Not everyone with Asperger's can do this, tons of neurotypicals can't but the routine of the job and the intimate contact with your coworkers (if you can do the job no one cares if you have odd quirks) could make this job very do-able for people with Asperger's. Most dispatchers, even neurotypicals, are quirky and a little eccentric so if you are on the spectrum and can handle a certain amount of stress (none of which is personally directed at you though it often sounds like it is when people are agitated and calling for help) you could do this.
Best of luck and I hope this post gives someone an idea about a career choice no one will ever advise you to consider.
I tried that job. It was a pressure cooker (South Florida...urban area). Other centers that only had a couple of cities to monitor were like Caribbean vacations compared to my office. If the job wasn't stressful enough, the BS office politics from the heightened stress only made things worse. Psychologists reviewing the environment noted that humans should not be able to function under such loads...that's how bad it was.
Much of it depends on where you work and how you are treated. Many places treat dispatchers as lower than the office secretary.
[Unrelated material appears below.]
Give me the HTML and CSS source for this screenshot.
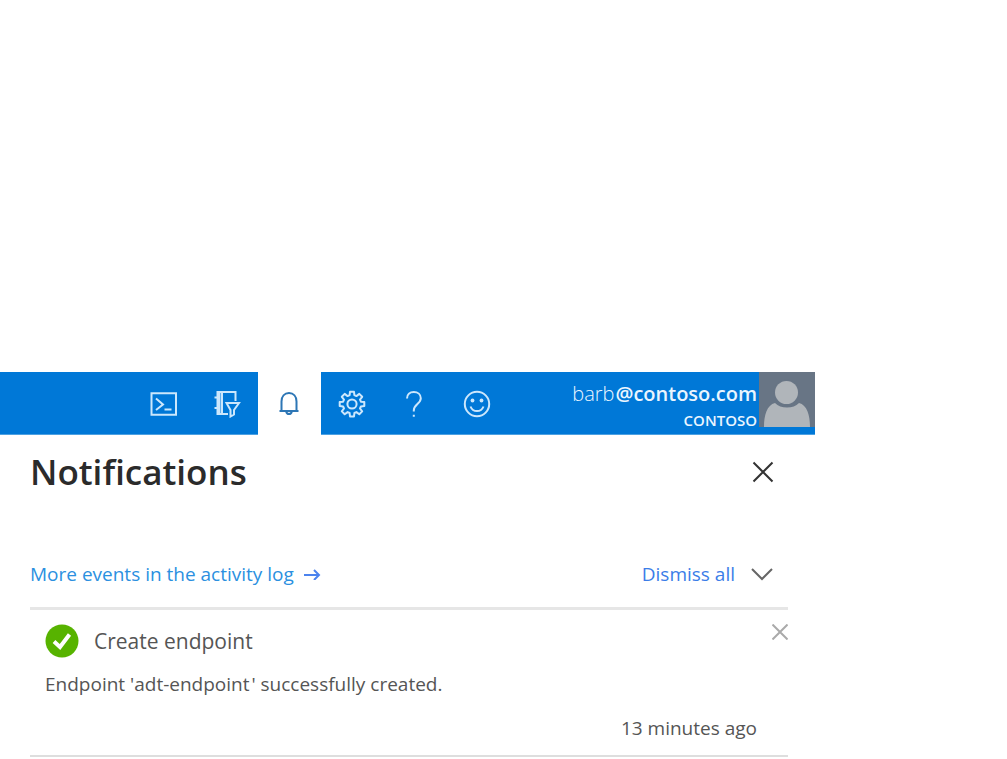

As a paramedic, I tip my hat to anyone out there who can do it. I certainly could not. At all. It is way too stressful for me trying to coordinate EMS, police, half a dozen different fire departments, and still stay sane. I would get so confused that the police would end up at the burning house, the firefighters at the DUI, and the ambulance in the middle of nowhere. I just don't have the ability to multi-task that well. I personally think it's great that an aspie is able to do that job. I know we all have our own strengths and weaknesses, but that is really impressive. Kudos to you.
It's funny because I couldn't imagine being on the road, firefighter emt or police. I find the routine of call taking and dispatching relaxing because it is all I have to focus on while I am at work. Weird huh? Oops that's Aspergers
Seriously I hope someone who hadn't thought of this could find it an idea worth following as finding work can be terribly hard for us.